Almost-free \(E(R)\)-algebras and \(E(A,R)\)-modules (Q2759154)

Let \(R\) be a commutative ring and \(A\) an \(R\)-algebra with unit \(1\) common to \(R\) and \(A\). A left \(A\)-module \(M\) is called an \(E(A,R)\)-module if \(\Hom_R(A,M)=\Hom_A(A,M)\) and \(A\) is an \(E(R)\)-algebra if \(_AA\) is an \(E(A,R)\)-module. These concepts are generalizations of the well-established and important concepts of \(E\)-module and \(E\)-ring of Abelian group theory.

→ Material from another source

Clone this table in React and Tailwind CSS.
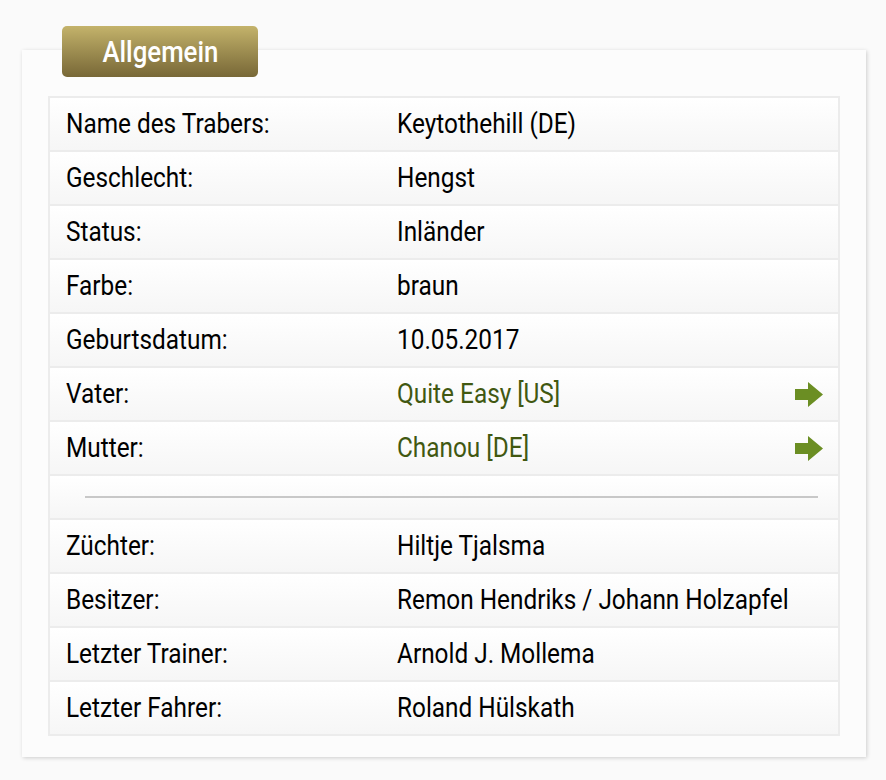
const rows = [
  { label: 'Name des Trabers:', value: 'Keytothehill (DE)' },
  { label: 'Geschlecht:', value: 'Hengst' },
  { label: 'Status:', value: 'Inländer' },
  { label: 'Farbe:', value: 'braun' },
  { label: 'Geburtsdatum:', value: '10.05.2017' },
  { label: 'Vater:', value: 'Quite Easy [US]', link: true },
  { label: 'Mutter:', value: 'Chanou [DE]', link: true },
];

const rows2 = [
  { label: 'Züchter:', value: 'Hiltje Tjalsma' },
  { label: 'Besitzer:', value: 'Remon Hendriks / Johann Holzapfel' },
  { label: 'Letzter Trainer:', value: 'Arnold J. Mollema' },
  { label: 'Letzter Fahrer:', value: 'Roland Hülskath' },
];

// condensed look: Roboto squeezed horizontally
function Cond({ children }) {
  return <span className="inline-block origin-left scale-x-[0.87] whitespace-nowrap">{children}</span>;
}

function Arrow() {
  return (
    <svg width="28" height="25" viewBox="0 0 28 25" className="block">
      <path d="M0 7 H13 V0 L28 12.5 L13 25 V18 H0 Z" fill="#6b8e23" />
    </svg>
  );
}

function Row({ label, value, link, first }) {
  return (
    <div
      className={`flex items-center bg-gradient-to-b from-white to-[#f6f6f6] ${
        first ? 'h-[52px]' : 'h-[54px] border-t-2 border-[#ececec]'
      }`}
    >
      <div className="w-[347px] shrink-0 pl-4 text-black">
        <Cond>{label}</Cond>
      </div>
      <div className={`flex-1 ${link ? 'text-[#415811]' : 'text-black'}`}>
        <Cond>{value}</Cond>
      </div>
      {link && (
        <div className="pr-[15px]">
          <Arrow />
        </div>
      )}
    </div>
  );
}

export default function App() {
  return (
    <div className="min-h-[780px] bg-[#fafafa] pt-[50px] pl-[22px] pr-[20px] font-['Roboto',sans-serif] text-[28px] leading-none">
      <div className="relative bg-[#fcfcfc] px-[26px] pt-[46px] pb-[21px] shadow-[1px_1px_4px_rgba(0,0,0,0.18)]">
        <div className="absolute left-[40px] top-[-24px] flex h-[51px] w-[196px] items-center justify-center rounded-[5px] bg-gradient-to-b from-[#c4b36b] to-[#786837] text-[30px] font-medium text-white">
          <span className="inline-block scale-x-[0.86]">Allgemein</span>
        </div>
        <div className="border-2 border-[#ececec]">
          {rows.map((r, i) => (
            <Row key={r.label} {...r} first={i === 0} />
          ))}
          <div className="flex h-[44px] items-center border-t-2 border-[#ececec] bg-gradient-to-b from-white to-[#f6f6f6] pl-[35px] pr-[20px]">
            <div className="h-[2px] w-full bg-[#c8c8c8]" />
          </div>
          {rows2.map((r) => (
            <Row key={r.label} {...r} />
          ))}
        </div>
      </div>
    </div>
  );
}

Among other basic properties the authors prove that an \(E(R)\)-algebra is commutative (Theorem~3.3). This means that its \(R\)-endomorphism ring \(\text{End}_RA\cong A\) is commutative and therefore large \(E(R)\)-algebras are far from being free \(R\)-modules. Can a large \(E(R)\)-algebra \(A\) be almost free in the sense that every \(R\)-submodule of cardinality less than \(|A|\) is embedded in a free \(R\)-submodule of \(A\)? The answer to this question requires special set theoretic assumptions such as ``diamond'', ``weak diamond'' and ``half diamond''. A stronger version of ``almost free'' is considered, namely ``polynomial-almost-free'' which means that all subalgebras of \(A\) of smaller cardinality are contained in a polynomial ring over \(R\). Along the way there are interesting lemmas on polynomial rings with countably many commuting indeterminates.NEWLINENEWLINENEWLINEA representative result is Theorem~5.5. Assume ZFC + half diamond. Suppose that \(R\) is a countable torsion-free domain that is not a field. Then, for any regular non-weakly compact cardinal \(\kappa>\aleph_0\), there exists a polynomial-almost-free \(E(R)\)-algebra \(A\) of cardinality \(\kappa\). -- Definition~4.2 should read: \(M\) is \(\kappa\)-free if every submodule \(N\) of \(M\) of cardinality less than \(\kappa\) is contained in a free submodule of \(M\).